Interface markup and scripts:
════════

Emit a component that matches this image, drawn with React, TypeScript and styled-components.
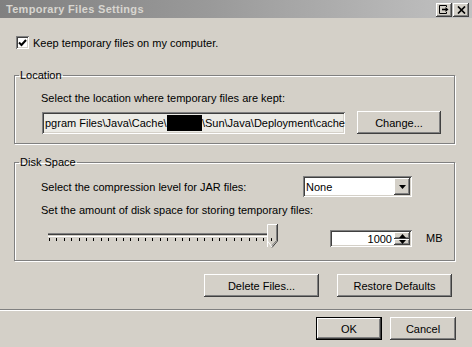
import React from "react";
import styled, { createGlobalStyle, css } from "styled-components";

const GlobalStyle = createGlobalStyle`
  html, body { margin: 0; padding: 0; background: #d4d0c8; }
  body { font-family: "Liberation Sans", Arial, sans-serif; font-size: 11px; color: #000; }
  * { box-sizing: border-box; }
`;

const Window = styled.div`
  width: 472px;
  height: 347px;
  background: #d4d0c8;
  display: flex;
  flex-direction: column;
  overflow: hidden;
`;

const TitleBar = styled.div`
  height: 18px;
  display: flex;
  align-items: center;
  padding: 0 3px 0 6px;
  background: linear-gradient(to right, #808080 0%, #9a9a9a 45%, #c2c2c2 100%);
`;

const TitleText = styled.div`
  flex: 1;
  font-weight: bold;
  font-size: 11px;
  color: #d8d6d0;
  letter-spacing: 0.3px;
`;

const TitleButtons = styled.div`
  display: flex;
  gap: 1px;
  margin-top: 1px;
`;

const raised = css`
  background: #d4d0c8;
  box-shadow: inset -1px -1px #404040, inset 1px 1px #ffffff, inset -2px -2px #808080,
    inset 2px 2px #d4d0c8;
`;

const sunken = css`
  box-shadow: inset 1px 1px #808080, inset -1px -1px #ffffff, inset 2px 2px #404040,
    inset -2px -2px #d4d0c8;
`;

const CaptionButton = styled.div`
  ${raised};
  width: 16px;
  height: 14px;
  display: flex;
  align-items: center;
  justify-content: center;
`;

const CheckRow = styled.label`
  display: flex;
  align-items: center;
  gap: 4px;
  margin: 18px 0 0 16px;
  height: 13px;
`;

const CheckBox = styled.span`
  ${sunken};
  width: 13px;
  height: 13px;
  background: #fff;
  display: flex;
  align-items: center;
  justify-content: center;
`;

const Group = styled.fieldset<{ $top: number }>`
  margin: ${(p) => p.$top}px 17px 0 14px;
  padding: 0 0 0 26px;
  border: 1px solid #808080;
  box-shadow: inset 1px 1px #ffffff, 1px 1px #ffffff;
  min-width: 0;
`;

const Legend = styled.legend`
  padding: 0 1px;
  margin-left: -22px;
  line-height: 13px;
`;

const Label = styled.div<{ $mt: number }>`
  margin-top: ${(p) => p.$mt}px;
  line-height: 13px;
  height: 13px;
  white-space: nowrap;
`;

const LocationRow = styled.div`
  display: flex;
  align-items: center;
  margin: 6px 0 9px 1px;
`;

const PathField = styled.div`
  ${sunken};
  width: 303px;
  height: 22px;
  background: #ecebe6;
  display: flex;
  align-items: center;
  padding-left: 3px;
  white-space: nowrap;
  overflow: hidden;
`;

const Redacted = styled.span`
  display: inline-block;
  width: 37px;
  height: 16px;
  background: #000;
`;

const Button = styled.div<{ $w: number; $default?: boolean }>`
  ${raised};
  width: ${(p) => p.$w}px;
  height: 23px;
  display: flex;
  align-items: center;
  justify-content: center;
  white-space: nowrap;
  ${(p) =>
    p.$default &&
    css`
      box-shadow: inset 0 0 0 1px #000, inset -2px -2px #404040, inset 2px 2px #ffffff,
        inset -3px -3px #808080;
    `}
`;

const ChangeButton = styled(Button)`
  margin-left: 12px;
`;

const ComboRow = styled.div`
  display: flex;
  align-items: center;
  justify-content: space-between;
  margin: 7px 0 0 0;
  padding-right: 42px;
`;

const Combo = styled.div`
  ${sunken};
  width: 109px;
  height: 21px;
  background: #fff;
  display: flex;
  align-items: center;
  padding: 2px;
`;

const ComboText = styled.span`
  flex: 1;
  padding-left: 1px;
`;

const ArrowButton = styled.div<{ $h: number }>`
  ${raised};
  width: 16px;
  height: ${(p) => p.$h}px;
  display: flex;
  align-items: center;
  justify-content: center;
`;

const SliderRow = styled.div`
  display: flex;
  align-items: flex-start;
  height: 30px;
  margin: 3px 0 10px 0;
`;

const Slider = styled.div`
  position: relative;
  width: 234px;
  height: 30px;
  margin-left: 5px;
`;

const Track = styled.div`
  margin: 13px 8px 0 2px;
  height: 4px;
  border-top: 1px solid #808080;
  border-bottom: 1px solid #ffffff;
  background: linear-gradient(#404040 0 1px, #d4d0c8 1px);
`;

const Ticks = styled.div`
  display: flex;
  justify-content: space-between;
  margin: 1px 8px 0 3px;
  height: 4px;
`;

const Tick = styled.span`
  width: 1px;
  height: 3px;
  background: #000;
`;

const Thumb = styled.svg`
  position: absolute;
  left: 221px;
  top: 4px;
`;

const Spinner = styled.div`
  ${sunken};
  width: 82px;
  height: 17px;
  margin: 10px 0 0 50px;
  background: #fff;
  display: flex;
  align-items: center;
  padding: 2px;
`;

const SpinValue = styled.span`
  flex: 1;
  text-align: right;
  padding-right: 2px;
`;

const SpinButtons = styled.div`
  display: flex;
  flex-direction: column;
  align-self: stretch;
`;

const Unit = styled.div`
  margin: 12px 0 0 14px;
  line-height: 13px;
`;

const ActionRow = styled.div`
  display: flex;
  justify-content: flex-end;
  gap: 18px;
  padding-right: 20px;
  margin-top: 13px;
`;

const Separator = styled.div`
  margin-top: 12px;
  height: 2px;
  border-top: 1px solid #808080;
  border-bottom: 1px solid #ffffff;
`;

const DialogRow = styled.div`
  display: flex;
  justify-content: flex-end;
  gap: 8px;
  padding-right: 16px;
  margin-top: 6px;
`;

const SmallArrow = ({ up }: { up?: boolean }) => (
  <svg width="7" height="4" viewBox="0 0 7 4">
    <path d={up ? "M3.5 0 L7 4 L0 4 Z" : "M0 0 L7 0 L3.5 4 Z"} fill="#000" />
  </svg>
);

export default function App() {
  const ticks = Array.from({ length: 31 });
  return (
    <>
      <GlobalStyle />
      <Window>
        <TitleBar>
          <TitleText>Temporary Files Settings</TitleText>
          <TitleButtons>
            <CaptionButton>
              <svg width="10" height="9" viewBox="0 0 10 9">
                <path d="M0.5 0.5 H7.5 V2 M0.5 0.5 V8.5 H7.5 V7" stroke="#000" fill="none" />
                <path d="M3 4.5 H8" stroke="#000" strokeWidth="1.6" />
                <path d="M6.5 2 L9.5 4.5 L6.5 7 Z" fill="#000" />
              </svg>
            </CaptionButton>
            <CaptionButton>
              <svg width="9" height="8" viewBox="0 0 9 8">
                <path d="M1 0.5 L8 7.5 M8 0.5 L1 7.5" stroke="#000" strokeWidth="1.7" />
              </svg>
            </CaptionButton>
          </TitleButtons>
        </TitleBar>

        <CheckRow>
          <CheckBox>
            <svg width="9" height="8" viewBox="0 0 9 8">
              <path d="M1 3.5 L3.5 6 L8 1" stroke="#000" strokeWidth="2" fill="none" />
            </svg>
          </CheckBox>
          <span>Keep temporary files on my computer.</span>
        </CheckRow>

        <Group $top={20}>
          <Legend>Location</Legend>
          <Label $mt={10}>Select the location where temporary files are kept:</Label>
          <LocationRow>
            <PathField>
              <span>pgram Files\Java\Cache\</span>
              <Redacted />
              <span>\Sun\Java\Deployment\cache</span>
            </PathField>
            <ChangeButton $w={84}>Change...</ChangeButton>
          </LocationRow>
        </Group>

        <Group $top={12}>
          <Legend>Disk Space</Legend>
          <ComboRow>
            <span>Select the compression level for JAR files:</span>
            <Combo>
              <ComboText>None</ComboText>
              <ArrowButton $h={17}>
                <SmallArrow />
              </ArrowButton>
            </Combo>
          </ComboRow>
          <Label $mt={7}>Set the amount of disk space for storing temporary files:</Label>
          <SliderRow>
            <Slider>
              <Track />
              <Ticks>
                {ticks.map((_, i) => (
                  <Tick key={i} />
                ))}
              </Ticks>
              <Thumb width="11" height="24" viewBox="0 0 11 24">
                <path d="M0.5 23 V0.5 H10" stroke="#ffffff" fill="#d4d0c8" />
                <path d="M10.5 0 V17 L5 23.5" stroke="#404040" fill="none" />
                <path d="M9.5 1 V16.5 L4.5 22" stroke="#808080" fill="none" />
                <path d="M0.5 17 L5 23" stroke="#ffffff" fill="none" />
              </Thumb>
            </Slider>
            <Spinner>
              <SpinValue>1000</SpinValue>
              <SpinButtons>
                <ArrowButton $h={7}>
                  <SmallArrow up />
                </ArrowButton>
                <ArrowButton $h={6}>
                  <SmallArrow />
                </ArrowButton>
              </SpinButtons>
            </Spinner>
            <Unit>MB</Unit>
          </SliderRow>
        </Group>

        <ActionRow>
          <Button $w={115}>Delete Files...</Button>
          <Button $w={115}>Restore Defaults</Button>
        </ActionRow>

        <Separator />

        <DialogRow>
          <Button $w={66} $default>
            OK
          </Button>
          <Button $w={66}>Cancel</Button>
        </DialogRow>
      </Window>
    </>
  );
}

════════

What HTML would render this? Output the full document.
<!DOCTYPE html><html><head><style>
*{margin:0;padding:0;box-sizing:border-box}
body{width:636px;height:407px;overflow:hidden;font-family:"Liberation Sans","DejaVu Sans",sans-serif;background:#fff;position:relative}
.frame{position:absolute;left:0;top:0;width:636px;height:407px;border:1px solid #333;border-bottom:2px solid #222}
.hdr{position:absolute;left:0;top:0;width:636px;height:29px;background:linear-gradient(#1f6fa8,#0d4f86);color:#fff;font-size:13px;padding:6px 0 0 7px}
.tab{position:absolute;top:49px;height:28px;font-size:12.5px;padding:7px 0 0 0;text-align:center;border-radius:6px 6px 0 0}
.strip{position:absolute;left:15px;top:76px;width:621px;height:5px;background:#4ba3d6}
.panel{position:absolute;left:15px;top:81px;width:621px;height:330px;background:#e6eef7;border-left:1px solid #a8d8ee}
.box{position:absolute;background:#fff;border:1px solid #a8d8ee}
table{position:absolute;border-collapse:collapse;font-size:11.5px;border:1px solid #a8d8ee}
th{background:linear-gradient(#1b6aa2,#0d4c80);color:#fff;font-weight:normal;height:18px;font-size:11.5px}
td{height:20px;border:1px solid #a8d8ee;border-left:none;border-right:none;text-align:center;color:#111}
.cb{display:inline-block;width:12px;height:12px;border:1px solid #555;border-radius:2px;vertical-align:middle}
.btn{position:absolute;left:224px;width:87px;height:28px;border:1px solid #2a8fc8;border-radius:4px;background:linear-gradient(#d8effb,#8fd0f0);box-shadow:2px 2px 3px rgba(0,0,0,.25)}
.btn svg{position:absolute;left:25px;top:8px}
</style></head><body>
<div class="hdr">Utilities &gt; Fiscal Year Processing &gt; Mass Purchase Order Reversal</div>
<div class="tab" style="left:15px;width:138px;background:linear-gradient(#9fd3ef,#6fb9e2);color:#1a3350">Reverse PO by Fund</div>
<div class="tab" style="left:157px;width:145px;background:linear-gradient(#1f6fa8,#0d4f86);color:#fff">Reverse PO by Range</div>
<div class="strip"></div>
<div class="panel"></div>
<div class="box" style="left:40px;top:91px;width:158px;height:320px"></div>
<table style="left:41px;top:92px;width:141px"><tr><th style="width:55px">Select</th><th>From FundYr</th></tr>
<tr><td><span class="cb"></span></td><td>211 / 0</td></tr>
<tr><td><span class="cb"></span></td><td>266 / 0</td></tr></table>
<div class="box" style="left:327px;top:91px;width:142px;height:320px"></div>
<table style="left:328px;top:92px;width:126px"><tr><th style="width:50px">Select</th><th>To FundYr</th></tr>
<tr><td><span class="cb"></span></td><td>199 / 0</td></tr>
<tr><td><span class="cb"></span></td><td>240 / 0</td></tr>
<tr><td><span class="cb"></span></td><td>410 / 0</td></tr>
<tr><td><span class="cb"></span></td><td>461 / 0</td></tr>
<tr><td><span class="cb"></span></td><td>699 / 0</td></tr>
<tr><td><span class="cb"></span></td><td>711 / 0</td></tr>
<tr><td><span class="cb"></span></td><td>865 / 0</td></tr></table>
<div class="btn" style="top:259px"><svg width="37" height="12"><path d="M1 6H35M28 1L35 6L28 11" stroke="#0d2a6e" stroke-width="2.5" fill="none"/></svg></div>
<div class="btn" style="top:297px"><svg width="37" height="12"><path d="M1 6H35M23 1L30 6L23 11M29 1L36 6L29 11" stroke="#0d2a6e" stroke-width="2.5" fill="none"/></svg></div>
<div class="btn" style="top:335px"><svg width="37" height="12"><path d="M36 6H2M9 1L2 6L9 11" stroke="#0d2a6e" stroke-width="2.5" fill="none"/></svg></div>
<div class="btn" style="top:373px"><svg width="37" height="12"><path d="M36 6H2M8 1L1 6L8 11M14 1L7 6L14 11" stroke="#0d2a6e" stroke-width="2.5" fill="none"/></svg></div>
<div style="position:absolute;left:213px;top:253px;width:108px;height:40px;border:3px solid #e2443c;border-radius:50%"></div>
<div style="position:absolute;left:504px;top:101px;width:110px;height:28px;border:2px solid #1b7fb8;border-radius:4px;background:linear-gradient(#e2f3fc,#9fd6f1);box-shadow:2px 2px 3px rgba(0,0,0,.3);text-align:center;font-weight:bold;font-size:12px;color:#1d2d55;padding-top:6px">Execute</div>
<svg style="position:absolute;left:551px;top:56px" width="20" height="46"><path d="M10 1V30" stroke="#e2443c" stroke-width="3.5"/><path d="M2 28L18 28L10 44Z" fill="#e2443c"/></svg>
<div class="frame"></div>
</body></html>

════════

Task goal:
Identify and list each line with the word "components".

Solution for this task:
Emit a component that matches this image, drawn with React, TypeScript and styled-components.
import styled, { createGlobalStyle, css } from "styled-components";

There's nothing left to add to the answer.